Looking at the parenting through the eyes of '80s parents, here are some things that I think would horrify them about breastfeeding now:
We Have An App For That
This might seem lazy to parents in the '80s, but we have technology to help stake the stress out of motherhood (to a certain degree, anyway).
We Also Have A Lactation Consultant For That
Kids today can aspire to be lactation consultants when they grow up. I don’t think that job was mentioned on career day at my elementary school.
We Tell People Our Breast Pump Is Actually Our Breast Pump
There is no shame in flaunting our breastfeeding power, so there is no need to downplay what it takes to get our kids fed. Back in the '80s, I feel parents, and moms in particular, treated their children as an “also-ran.” It’s true, I was totally not spoiled (because grown-ups didn’t really play with kids, or pay much attention to them back them), but I was also not a priority unless it concerned my health. Parents had a lot more to deal with, including actually going to the supermarket to buy groceries, and microwaves were just starting to be affordable household items.
To announce that their kids came first, and proudly display all the gear that went into raising them, might look like moms were shirking their actual responsibilities back then, which was still to run the household and also maybe to rock the corner office in shoulder pads.
We Pump At Work
In the '80s, and even just 10 years ago, there were no guaranteed provisions to accommodate working moms who breastfed. Did working moms back then picture a time when I could book the Mother’s Room, like any other conference room at my office, so I could have privacy to pump twice a day? I think they’d be horrified that it took until almost 2010 to make that the law for employers of a certain size.
We Breastfeed In Public
We may not always like breastfeeding in public, but the stigma attached to it seems to be going away. I can’t recall seeing any woman in the '80s breastfeeding. Whether it was because fewer moms chose to do so, or they kept themselves out of view, breastfeeding was like a secret. When I had my kid, I was not the only mom in Central Park needing to breastfeed on a bench. I’m grateful that I was pretty much ignored.
We Talk About It
Much like hiding the act of breastfeeding, moms in the '80s didn’t seem to talk much about it either. Since this was pre-internet, and there were not as many niche cable networks targeting parents, “women’s magazines" were practically the only source of “real talk” in the media landscape targeted to moms. Not much space was dedicated to breastfeeding between all those Virginia Slims cigarette ads. Compared to the lack of discussion on the topic today, all our casual talk about breastfeeding now might very well horrify moms from a generation ago.

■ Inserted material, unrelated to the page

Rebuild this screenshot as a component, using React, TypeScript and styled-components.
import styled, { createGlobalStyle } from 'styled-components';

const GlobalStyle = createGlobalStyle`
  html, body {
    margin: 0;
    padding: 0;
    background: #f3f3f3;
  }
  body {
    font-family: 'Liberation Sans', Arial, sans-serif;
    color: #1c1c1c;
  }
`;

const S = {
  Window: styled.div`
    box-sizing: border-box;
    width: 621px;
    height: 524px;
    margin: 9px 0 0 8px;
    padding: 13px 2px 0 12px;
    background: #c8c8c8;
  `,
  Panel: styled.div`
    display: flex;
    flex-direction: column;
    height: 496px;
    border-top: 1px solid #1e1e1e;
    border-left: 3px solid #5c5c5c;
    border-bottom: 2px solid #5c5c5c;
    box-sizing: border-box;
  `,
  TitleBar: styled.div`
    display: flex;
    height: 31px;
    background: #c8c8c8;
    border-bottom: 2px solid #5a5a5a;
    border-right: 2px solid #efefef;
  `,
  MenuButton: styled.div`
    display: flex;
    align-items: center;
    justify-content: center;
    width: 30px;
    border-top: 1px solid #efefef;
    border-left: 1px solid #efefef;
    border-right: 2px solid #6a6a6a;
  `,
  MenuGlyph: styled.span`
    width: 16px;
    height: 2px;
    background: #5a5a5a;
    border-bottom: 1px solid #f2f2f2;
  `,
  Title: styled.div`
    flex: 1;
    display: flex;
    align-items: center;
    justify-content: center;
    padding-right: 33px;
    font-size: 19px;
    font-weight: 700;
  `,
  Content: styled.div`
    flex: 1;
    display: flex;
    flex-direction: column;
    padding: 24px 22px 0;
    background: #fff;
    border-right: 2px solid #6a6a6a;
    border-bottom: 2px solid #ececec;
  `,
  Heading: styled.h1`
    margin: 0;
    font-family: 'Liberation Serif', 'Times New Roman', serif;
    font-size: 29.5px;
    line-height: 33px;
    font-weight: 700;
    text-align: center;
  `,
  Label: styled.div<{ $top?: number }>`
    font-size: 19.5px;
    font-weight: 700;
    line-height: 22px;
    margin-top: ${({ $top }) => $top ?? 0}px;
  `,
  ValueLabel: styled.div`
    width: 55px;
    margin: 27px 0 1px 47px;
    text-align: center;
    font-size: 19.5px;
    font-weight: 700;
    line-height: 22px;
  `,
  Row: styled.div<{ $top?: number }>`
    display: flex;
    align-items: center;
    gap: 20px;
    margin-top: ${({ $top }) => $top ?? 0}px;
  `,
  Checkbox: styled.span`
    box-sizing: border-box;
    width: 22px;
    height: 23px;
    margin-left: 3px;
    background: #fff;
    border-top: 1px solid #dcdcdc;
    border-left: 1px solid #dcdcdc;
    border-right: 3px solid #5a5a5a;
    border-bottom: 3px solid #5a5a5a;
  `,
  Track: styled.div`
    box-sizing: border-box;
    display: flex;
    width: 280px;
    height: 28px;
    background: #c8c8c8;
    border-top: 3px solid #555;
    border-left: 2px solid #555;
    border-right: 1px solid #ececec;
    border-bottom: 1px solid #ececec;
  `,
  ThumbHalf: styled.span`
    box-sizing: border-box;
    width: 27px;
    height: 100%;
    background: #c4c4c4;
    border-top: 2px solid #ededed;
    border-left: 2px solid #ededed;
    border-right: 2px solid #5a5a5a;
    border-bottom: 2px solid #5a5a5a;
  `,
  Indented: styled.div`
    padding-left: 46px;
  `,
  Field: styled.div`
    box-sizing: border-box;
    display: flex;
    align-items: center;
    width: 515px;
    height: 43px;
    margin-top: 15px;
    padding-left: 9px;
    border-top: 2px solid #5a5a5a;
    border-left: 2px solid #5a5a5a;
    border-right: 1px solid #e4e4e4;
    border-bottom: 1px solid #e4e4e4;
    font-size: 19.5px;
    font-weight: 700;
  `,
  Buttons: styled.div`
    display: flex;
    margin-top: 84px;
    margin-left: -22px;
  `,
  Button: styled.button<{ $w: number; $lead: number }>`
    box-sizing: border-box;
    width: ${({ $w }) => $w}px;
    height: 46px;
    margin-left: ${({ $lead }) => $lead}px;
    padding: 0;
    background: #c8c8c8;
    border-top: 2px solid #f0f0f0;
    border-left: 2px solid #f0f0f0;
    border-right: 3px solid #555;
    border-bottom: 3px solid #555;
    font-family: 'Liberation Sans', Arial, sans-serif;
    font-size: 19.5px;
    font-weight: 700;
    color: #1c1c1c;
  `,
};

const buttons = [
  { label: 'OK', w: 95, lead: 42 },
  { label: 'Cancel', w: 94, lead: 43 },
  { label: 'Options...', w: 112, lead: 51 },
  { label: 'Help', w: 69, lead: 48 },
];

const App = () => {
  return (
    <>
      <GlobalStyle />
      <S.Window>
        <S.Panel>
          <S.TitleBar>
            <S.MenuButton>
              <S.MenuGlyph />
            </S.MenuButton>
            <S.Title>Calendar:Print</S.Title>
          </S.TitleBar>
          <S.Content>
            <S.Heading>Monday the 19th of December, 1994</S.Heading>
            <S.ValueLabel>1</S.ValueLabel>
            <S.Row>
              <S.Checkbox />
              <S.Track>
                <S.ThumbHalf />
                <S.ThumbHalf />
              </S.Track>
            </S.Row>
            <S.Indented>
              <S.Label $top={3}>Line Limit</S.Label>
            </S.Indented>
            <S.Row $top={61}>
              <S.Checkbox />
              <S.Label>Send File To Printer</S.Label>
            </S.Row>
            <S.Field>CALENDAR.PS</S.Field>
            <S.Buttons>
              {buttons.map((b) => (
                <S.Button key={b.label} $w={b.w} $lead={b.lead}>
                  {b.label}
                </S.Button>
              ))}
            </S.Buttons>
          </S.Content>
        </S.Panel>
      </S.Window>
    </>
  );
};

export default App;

We Wear Our Nursing Tops When We’re Not Actually Nursing
Although I never loved any nursing bras I had (because I wasn’t willing to shell out serious money for the nicer ones), I got a lot of wear out of my nursing tops way past the point at which my kids were weaned. They weren’t obvious in their construction that my hungry baby could get easy access to my boobs. And they were flattering. My kids are 10 and 7 and, yes, I still have a certain wrap-front gray jersey top that is in heavy rotation. Admittedly, this may horrify all moms, and not just ones raising kids in the '80s.
We Involve Our Partners
Dads are more hands-on now with childcare than they were when I was a kid. Although my husband couldn’t possibly understand a lot of what I went through as a breastfeeding mom, at least he was totally on board with it. His support was crucial to me wanting to fulfill my goal of exclusively breastfeeding our kids (which, I know, is not the case with many moms because we all have our unique ways to do right by our babies).
With more conversations about breastfeeding and normalizing it as a part of modern life, I’m glad I’m a mom now, and not a generation ago. Without my parenting community and my husband’s and family’s involvement, breastfeeding our children would have been much more challenging. It still takes a village. And boobs.